EASTON — Following a summer of contentious debate over the Talbot Boys statue, members of the Talbot County Council are planning to introduce competing resolutions in a meeting Tuesday evening to decide on the controversial monument’s future.

A resolution to relocate the Confederate statue from its current location on the Talbot County Courthouse lawn to a Civil War battlefield in Virginia could have enough votes to pass and move the monument.

Council member Frank Divilio will introduce a resolution to relocate the Talbot Boys statue from the courthouse in Easton to the Cross Keys Battlefield, a private park in Harrisonburg, Virginia. If approved, the statue will be placed under the care of the Shenandoah Valley Battlefields Foundation — a nonprofit organization dedicated to preserving the region’s Civil War battlefields and other historic sites.

Divilio — who voted against removing the Confederate statute last year — could garner support for his measure from council members Corey Pack and Pete Lesher. The pair favor moving the Talbot Boys and voted for its removal last year. The trio would be enough to pass the new relocation resolution.

The Confederate statue was erected on the courthouse lawn in Easton in 1916.

Pending adoption by the county council, the statue would be moved as soon as practicable, according to the resolution. Any costs associated with moving the statue will be paid from private funds, not from any Talbot County funds or taxpayer money.

Activists favoring the removal of the statue have said they are primed to raise the money for the relocation.

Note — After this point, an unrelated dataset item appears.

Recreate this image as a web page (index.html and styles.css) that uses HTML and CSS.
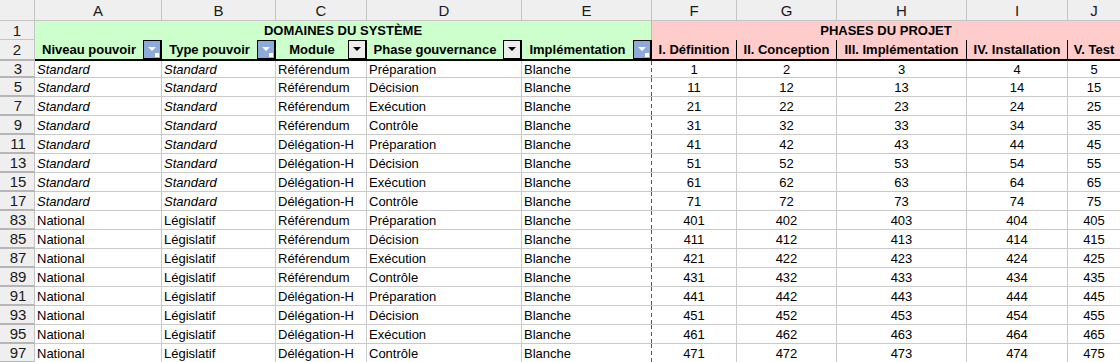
FILE: index.html
```html
<!DOCTYPE html>
<html lang="fr">
<head>
<meta charset="utf-8">
<title>Feuille</title>
<link rel="stylesheet" href="styles.css">
</head>
<body>
<div class="sheet">
  <div class="row colhdr">
    <div class="corner"></div>
    <div>A</div><div>B</div><div>C</div><div>D</div><div>E</div>
    <div>F</div><div>G</div><div>H</div><div>I</div><div class="last">J</div>
  </div>

  <div class="row r1">
    <div class="rh thin">1</div>
    <div class="title green">DOMAINES DU SYSTÈME</div>
    <div class="title pink last">PHASES DU PROJET</div>
  </div>

  <div class="row r2">
    <div class="rh">2</div>
    <div class="hc green"><span class="lbl">Niveau pouvoir</span><span class="dd on"></span></div>
    <div class="hc green"><span class="lbl">Type pouvoir</span><span class="dd on"></span></div>
    <div class="hc green"><span class="lbl">Module</span><span class="dd"></span></div>
    <div class="hc green"><span class="lbl">Phase gouvernance</span><span class="dd"></span></div>
    <div class="hc green"><span class="lbl">Implémentation</span><span class="dd on"></span></div>
    <div class="hc pink"><span class="lbl">I. Définition</span></div>
    <div class="hc pink"><span class="lbl">II. Conception</span></div>
    <div class="hc pink"><span class="lbl">III. Implémentation</span></div>
    <div class="hc pink"><span class="lbl">IV. Installation</span></div>
    <div class="hc pink last"><span class="lbl">V. Test</span></div>
  </div>

  <div class="row body first">
    <div class="rh">3</div><div class="it">Standard</div><div class="it">Standard</div><div>Référendum</div><div>Préparation</div><div class="pb">Blanche</div><div class="n">1</div><div class="n">2</div><div class="n">3</div><div class="n">4</div><div class="n last">5</div>
  </div>
  <div class="row body">
    <div class="rh">5</div><div class="it">Standard</div><div class="it">Standard</div><div>Référendum</div><div>Décision</div><div class="pb">Blanche</div><div class="n">11</div><div class="n">12</div><div class="n">13</div><div class="n">14</div><div class="n last">15</div>
  </div>
  <div class="row body">
    <div class="rh">7</div><div class="it">Standard</div><div class="it">Standard</div><div>Référendum</div><div>Exécution</div><div class="pb">Blanche</div><div class="n">21</div><div class="n">22</div><div class="n">23</div><div class="n">24</div><div class="n last">25</div>
  </div>
  <div class="row body">
    <div class="rh">9</div><div class="it">Standard</div><div class="it">Standard</div><div>Référendum</div><div>Contrôle</div><div class="pb">Blanche</div><div class="n">31</div><div class="n">32</div><div class="n">33</div><div class="n">34</div><div class="n last">35</div>
  </div>
  <div class="row body">
    <div class="rh">11</div><div class="it">Standard</div><div class="it">Standard</div><div>Délégation-H</div><div>Préparation</div><div class="pb">Blanche</div><div class="n">41</div><div class="n">42</div><div class="n">43</div><div class="n">44</div><div class="n last">45</div>
  </div>
  <div class="row body">
    <div class="rh">13</div><div class="it">Standard</div><div class="it">Standard</div><div>Délégation-H</div><div>Décision</div><div class="pb">Blanche</div><div class="n">51</div><div class="n">52</div><div class="n">53</div><div class="n">54</div><div class="n last">55</div>
  </div>
  <div class="row body">
    <div class="rh">15</div><div class="it">Standard</div><div class="it">Standard</div><div>Délégation-H</div><div>Exécution</div><div class="pb">Blanche</div><div class="n">61</div><div class="n">62</div><div class="n">63</div><div class="n">64</div><div class="n last">65</div>
  </div>
  <div class="row body">
    <div class="rh">17</div><div class="it">Standard</div><div class="it">Standard</div><div>Délégation-H</div><div>Contrôle</div><div class="pb">Blanche</div><div class="n">71</div><div class="n">72</div><div class="n">73</div><div class="n">74</div><div class="n last">75</div>
  </div>
  <div class="row body">
    <div class="rh">83</div><div>National</div><div>Législatif</div><div>Référendum</div><div>Préparation</div><div class="pb">Blanche</div><div class="n">401</div><div class="n">402</div><div class="n">403</div><div class="n">404</div><div class="n last">405</div>
  </div>
  <div class="row body">
    <div class="rh">85</div><div>National</div><div>Législatif</div><div>Référendum</div><div>Décision</div><div class="pb">Blanche</div><div class="n">411</div><div class="n">412</div><div class="n">413</div><div class="n">414</div><div class="n last">415</div>
  </div>
  <div class="row body">
    <div class="rh">87</div><div>National</div><div>Législatif</div><div>Référendum</div><div>Exécution</div><div class="pb">Blanche</div><div class="n">421</div><div class="n">422</div><div class="n">423</div><div class="n">424</div><div class="n last">425</div>
  </div>
  <div class="row body">
    <div class="rh">89</div><div>National</div><div>Législatif</div><div>Référendum</div><div>Contrôle</div><div class="pb">Blanche</div><div class="n">431</div><div class="n">432</div><div class="n">433</div><div class="n">434</div><div class="n last">435</div>
  </div>
  <div class="row body">
    <div class="rh">91</div><div>National</div><div>Législatif</div><div>Délégation-H</div><div>Préparation</div><div class="pb">Blanche</div><div class="n">441</div><div class="n">442</div><div class="n">443</div><div class="n">444</div><div class="n last">445</div>
  </div>
  <div class="row body">
    <div class="rh">93</div><div>National</div><div>Législatif</div><div>Délégation-H</div><div>Décision</div><div class="pb">Blanche</div><div class="n">451</div><div class="n">452</div><div class="n">453</div><div class="n">454</div><div class="n last">455</div>
  </div>
  <div class="row body">
    <div class="rh">95</div><div>National</div><div>Législatif</div><div>Délégation-H</div><div>Exécution</div><div class="pb">Blanche</div><div class="n">461</div><div class="n">462</div><div class="n">463</div><div class="n">464</div><div class="n last">465</div>
  </div>
  <div class="row body">
    <div class="rh">97</div><div>National</div><div>Législatif</div><div>Délégation-H</div><div>Contrôle</div><div class="pb">Blanche</div><div class="n">471</div><div class="n">472</div><div class="n">473</div><div class="n">474</div><div class="n last">475</div>
  </div>
</div>
</body>
</html>
```

FILE: styles.css
```css
html, body {
  margin: 0;
  padding: 0;
  background: #ffffff;
  overflow: hidden;
}

body {
  font-family: "Liberation Sans", Arial, sans-serif;
  font-size: 13px;
  color: #000000;
}

.sheet {
  width: 1120px;
  height: 362px;
  overflow: hidden;
}

.row {
  display: grid;
  grid-template-columns: 35px 127px 114px 91px 155px 130px 85px 100px 130px 101px 52px;
}

.row > div {
  box-sizing: border-box;
  display: flex;
  align-items: center;
  overflow: hidden;
  white-space: nowrap;
  min-width: 0;
}

/* column letters */
.colhdr {
  height: 21px;
  background: #efefef;
}

.colhdr > div {
  justify-content: center;
  font-size: 15px;
  color: #1a1a1a;
  border-right: 1px solid #c4c4c4;
  border-bottom: 1px solid #c4c4c4;
}

.colhdr > div.last {
  border-right: none;
}

/* row numbers */
.row > .rh {
  justify-content: center;
  background: #efefef;
  font-size: 15px;
  color: #1a1a1a;
  border-right: 1px solid #c4c4c4;
  border-bottom: 2px solid #b6b6b6;
}

.row > .rh.thin {
  border-bottom: 1px solid #c4c4c4;
}

/* row 1 : merged titles */
.r1 {
  height: 19px;
}

.row > .title {
  justify-content: center;
  font-weight: bold;
  font-size: 13px;
}

.r1 > .title.green {
  grid-column: 2 / 7;
  border-right: 1px solid #b8b8b8;
}

.r1 > .title.pink {
  grid-column: 7 / 12;
}

.green {
  background: #ccffcc;
}

.pink {
  background: #ffcccc;
}

/* row 2 : column headings with filter buttons */
.r2 {
  height: 21px;
}

.row > .hc {
  font-weight: bold;
  border-right: 1px solid #000000;
  border-bottom: 2px solid #000000;
  align-items: stretch;
}

.row > .hc.last {
  border-right: none;
}

.lbl {
  flex: 1;
  display: flex;
  align-items: center;
  justify-content: center;
  min-width: 0;
  overflow: hidden;
}

.dd {
  position: relative;
  flex: 0 0 18px;
  box-sizing: border-box;
  border: 1px solid #000000;
  background: #ececec;
  display: flex;
  justify-content: center;
  align-items: flex-start;
}

.dd::before {
  content: "";
  margin-top: 6px;
  width: 0;
  height: 0;
  border-left: 4px solid transparent;
  border-right: 4px solid transparent;
  border-top: 4px solid #000000;
}

.dd.on {
  background: #8eaadb;
}

.dd.on::before {
  border-top-color: #ffffff;
}

.dd.on::after {
  content: "";
  position: absolute;
  right: 1px;
  bottom: 1px;
  width: 4px;
  height: 4px;
  background: #ffffff;
}

/* body rows */
.body {
  height: 19px;
}

.body.first {
  height: 17px;
}

.body > div {
  padding-left: 2px;
  border-right: 1px solid #cacaca;
  border-bottom: 1px solid #cacaca;
}

.body > div.it {
  font-style: italic;
}

.body > div.n {
  justify-content: center;
  padding-left: 0;
}

.body > div.pb {
  border-right: none;
  background: repeating-linear-gradient(to bottom, #5a5a5a 0 4px, transparent 4px 7px) right top / 1px 100% no-repeat;
}

.body > div.last {
  border-right: none;
}
```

A second administrative resolution proposing the creation of a Civil War unity monument will be introduced by council member Laura Price. The idea is based on Easton resident Rich Merrill’s concept for a joint monument featuring the existing Talbot Boy and a newly constructed Union Boy. Merrill had contacted the county council four years earlier about his plan, but no council members pursued it at the time.

Price first spoke about her draft of the unity monument resolution at a county council meeting on Jan. 26. The full text of the resolution released Monday, Sept. 13, along with details of Divilio’s legislation.

According to Price’s draft resolution, the existing Talbot Boys monument will remain in its current location, but will be modified by adding a Union soldier of a similar size, style and design as the Confederate soldier. The names of the Union soldiers from Talbot County will also be listed on the monument, just like the current list of Confederate soldiers.

Funding for the Civil War Monument will be solicited from Maryland citizens and from the state through grant applications. If adopted, the county council will issue a request for proposal for the design of the modified monument and obtain construction estimates. The project would be authorized to begin once the council gathered sufficient funds.

But the voting math on the council could be in favor of relocating the Confederate statue to Virginia.

Ridgely Ochs, a member of the Move the Monument Coalition, said that the group opposes any proposal that keeps a Confederate monument on the Talbot County Courthouse lawn.

The Move the Monument group, which supports removal of the statue, argues that the statue is racist and offensive to those who pass it when walking in and out of the courthouse. The Preserve Talbot History group supports keeping the statue where it is, saying that removing the statue would be akin to erasing the county’s Civil War history.

A federal lawsuit petitioning to remove the Talbot Boys statue was filed in the U.S. District Court of Maryland in May. The lawsuit, filed by the NAACP and American Civil Liberties Union. argues that the statue is a symbol of white supremacy and slavery, and also violates the equal protection clause of the 14th Amendment to the U.S. Constitution because it sits on public property.

The debate has also extended out of Talbot County and onto social media platforms with a much broader audience. Singer-songwriter Maggie Rogers, an Easton native, posted a video on her Instagram and TikTok accounts urging Marylanders, especially those near Easton, to come to the county council meeting to show their support for the monument’s removal.

Rogers, who performed at the 2020 Democratic National Convention and supported Joe Biden’s presidential bid, has a healthy social media following.

Members from the Move the Monument Coalition and Preserve Talbot History group are expected to come out in full force to the meeting, wearing yellow and navy blue respectively. The county council meeting is scheduled for Tuesday, Sept. 14 at 6 p.m.